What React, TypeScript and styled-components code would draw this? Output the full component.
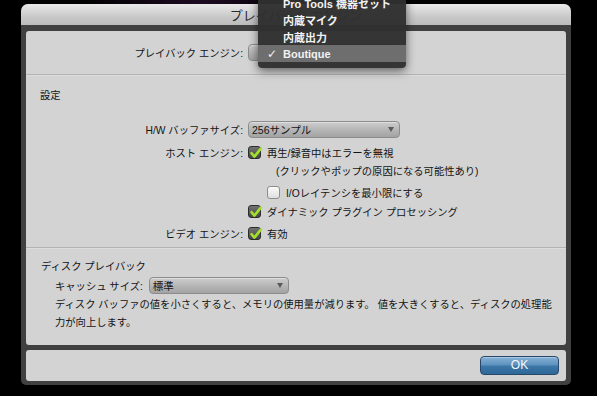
import React from "react";
import styled, { createGlobalStyle } from "styled-components";

const GlobalStyle = createGlobalStyle`
  html, body {
    margin: 0;
    padding: 0;
    background: #000;
  }
  body {
    font-family: "Liberation Sans", "Noto Sans CJK JP", sans-serif;
    -webkit-font-smoothing: antialiased;
  }
`;

const Screen = styled.div`
  position: relative;
  width: 597px;
  height: 396px;
  overflow: hidden;
  box-sizing: border-box;
  padding: 4px 0 0 21px;
  background:
    radial-gradient(ellipse 120px 18px at 200px 2px, #1d0b22 0%, rgba(0, 0, 0, 0) 100%),
    #000;
`;

const Window = styled.div`
  width: 550px;
  height: 381px;
  display: flex;
  flex-direction: column;
  background: #404040;
  border-radius: 7px 7px 5px 5px;
  overflow: hidden;
`;

const TitleBar = styled.div`
  height: 21px;
  flex: none;
  display: flex;
  align-items: center;
  justify-content: center;
  background: linear-gradient(#e9e9e9, #c9c9c9 60%, #bcbcbc);
  color: #2b2b2b;
  font-size: 13px;
  font-family: "Noto Sans CJK JP", sans-serif;
`;

const Body = styled.div`
  flex: 1;
  display: flex;
  flex-direction: column;
  gap: 5px;
  padding: 6px 5px 4px 5px;
`;

const Panel = styled.div`
  background: #d3d3d3;
  border-radius: 3px;
  color: #141414;
  font-size: 10.3px;
`;

const MainPanel = styled(Panel)`
  height: 314px;
  display: flex;
  flex-direction: column;
`;

const Separator = styled.div`
  height: 1px;
  background: #b3b3b3;
  border-bottom: 1px solid #dcdcdc;
  flex: none;
`;

const EngineSection = styled.div`
  height: 43px;
  display: flex;
  align-items: center;
`;

const SettingsSection = styled.div`
  padding: 13px 0 6px 0;
`;

const SectionTitle = styled.div<{ $indent: number }>`
  padding-left: ${(p) => p.$indent}px;
  line-height: 14px;
`;

const Row = styled.div<{ $mt: number }>`
  display: flex;
  align-items: center;
  margin-top: ${(p) => p.$mt}px;
  min-height: 14px;
`;

const Label = styled.div`
  width: 222px;
  flex: none;
  text-align: right;
  padding-right: 5px;
  box-sizing: border-box;
  white-space: nowrap;
`;

const Control = styled.div<{ $indent?: number }>`
  display: flex;
  align-items: center;
  gap: 6px;
  padding-left: ${(p) => p.$indent ?? 0}px;
  white-space: nowrap;
`;

const Popup = styled.div<{ $width: number }>`
  position: relative;
  width: ${(p) => p.$width}px;
  height: 17px;
  box-sizing: border-box;
  border: 1px solid #8c8c8c;
  border-radius: 4px;
  background: linear-gradient(#cdcdcd, #b4b4b4 55%, #a3a3a3);
  display: flex;
  align-items: center;
  padding-left: 3px;
  font-size: 10.5px;
  color: #151515;
  box-shadow: inset 0 1px 0 rgba(255, 255, 255, 0.35);

  &::after {
    content: "";
    position: absolute;
    right: 5px;
    top: 5px;
    border-left: 3.5px solid transparent;
    border-right: 3.5px solid transparent;
    border-top: 5px solid #5a5a5a;
  }
`;

const Box = styled.span<{ $checked: boolean }>`
  position: relative;
  width: 13px;
  height: 13px;
  flex: none;
  box-sizing: border-box;
  border-radius: 3px;
  border: 1px solid ${(p) => (p.$checked ? "#2c2c2c" : "#8d8d8d")};
  background: ${(p) =>
    p.$checked
      ? "linear-gradient(#727272, #454545)"
      : "linear-gradient(#fbfbfb, #dedede)"};

  svg {
    position: absolute;
    left: 0px;
    top: -1px;
  }
`;

const SubNote = styled.div`
  padding-left: 250px;
  margin-top: 3px;
  white-space: nowrap;
`;

const DiskSection = styled.div`
  padding: 11px 0 0 0;
`;

const CacheRow = styled.div`
  display: flex;
  align-items: center;
  gap: 6px;
  padding-left: 29px;
  margin-top: 3px;
`;

const Description = styled.div`
  padding-left: 29px;
  margin-top: 2px;
  line-height: 18px;
  white-space: nowrap;
`;

const ButtonPanel = styled(Panel)`
  height: 31px;
  display: flex;
  align-items: center;
  justify-content: flex-end;
  padding-right: 7px;
`;

const OkButton = styled.button`
  width: 79px;
  height: 19px;
  margin-top: -1px;
  border: 1px solid #274868;
  border-radius: 4px;
  background: linear-gradient(#86b1d4, #5f93bf 45%, #3b76a6 55%, #2e6898);
  color: #f4f8fb;
  font-family: "Liberation Sans", sans-serif;
  font-size: 12px;
  padding: 0;
  box-shadow: inset 0 1px 0 rgba(255, 255, 255, 0.3);
`;

const Menu = styled.div`
  position: absolute;
  left: 258px;
  top: -6px;
  width: 148px;
  padding-bottom: 6px;
  background: rgba(48, 48, 48, 0.97);
  box-shadow: 0 3px 10px rgba(0, 0, 0, 0.55);
  border-radius: 0 0 4px 4px;
  z-index: 10;
`;

const MenuItem = styled.div<{ $active?: boolean }>`
  position: relative;
  height: 17px;
  display: flex;
  align-items: center;
  padding-left: 25px;
  background: ${(p) => (p.$active ? "#6e6e6e" : "transparent")};
  color: #f2f2f2;
  font-weight: bold;
  font-size: 11px;
  white-space: nowrap;
`;

const Check = styled.span`
  position: absolute;
  left: 9px;
  font-family: "DejaVu Sans", sans-serif;
  font-size: 12px;
  font-weight: bold;
`;

const CheckBox = ({ checked }: { checked: boolean }) => (
  <Box $checked={checked}>
    {checked && (
      <svg width="14" height="14" viewBox="0 0 14 14">
        <path
          d="M2.5 7.2 L5.4 10.6 L11.8 2.6"
          fill="none"
          stroke="#a3e02c"
          strokeWidth="2.6"
          strokeLinecap="round"
          strokeLinejoin="round"
        />
      </svg>
    )}
  </Box>
);

const menuItems = ["Pro Tools 機器セット", "内蔵マイク", "内蔵出力", "Boutique"];

export default function App() {
  return (
    <>
      <GlobalStyle />
      <Screen>
        <Window>
          <TitleBar>プレイバック エンジン</TitleBar>
          <Body>
            <MainPanel>
              <EngineSection>
                <Label>プレイバック エンジン:</Label>
                <Control>
                  <Popup $width={150} />
                </Control>
              </EngineSection>
              <Separator />
              <SettingsSection>
                <SectionTitle $indent={14}>設定</SectionTitle>
                <Row $mt={18}>
                  <Label>H/W バッファサイズ:</Label>
                  <Control>
                    <Popup $width={152}>256サンプル</Popup>
                  </Control>
                </Row>
                <Row $mt={7}>
                  <Label>ホスト エンジン:</Label>
                  <Control>
                    <CheckBox checked />
                    再生/録音中はエラーを無視
                  </Control>
                </Row>
                <SubNote>(クリックやポップの原因になる可能性あり)</SubNote>
                <Row $mt={7}>
                  <Label />
                  <Control $indent={19}>
                    <CheckBox checked={false} />
                    I/Oレイテンシを最小限にする
                  </Control>
                </Row>
                <Row $mt={4}>
                  <Label />
                  <Control>
                    <CheckBox checked />
                    ダイナミック プラグイン プロセッシング
                  </Control>
                </Row>
                <Row $mt={7}>
                  <Label>ビデオ エンジン:</Label>
                  <Control>
                    <CheckBox checked />
                    有効
                  </Control>
                </Row>
              </SettingsSection>
              <Separator />
              <DiskSection>
                <SectionTitle $indent={15}>ディスク プレイバック</SectionTitle>
                <CacheRow>
                  <span>キャッシュ サイズ:</span>
                  <Popup $width={140}>標準</Popup>
                </CacheRow>
                <Description>
                  ディスク バッファの値を小さくすると、メモリの使用量が減ります。 値を大きくすると、ディスクの処理能
                  <br />
                  力が向上します。
                </Description>
              </DiskSection>
            </MainPanel>
            <ButtonPanel>
              <OkButton>OK</OkButton>
            </ButtonPanel>
          </Body>
        </Window>
        <Menu>
          {menuItems.map((item) => (
            <MenuItem key={item} $active={item === "Boutique"}>
              {item === "Boutique" && <Check>✓</Check>}
              {item}
            </MenuItem>
          ))}
        </Menu>
      </Screen>
    </>
  );
}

= YOUR GOAL =
Determine how many lines above contain "components" as a word or string. Give the number alone.

= OUTPUT FOR THIS EXERCISE =
2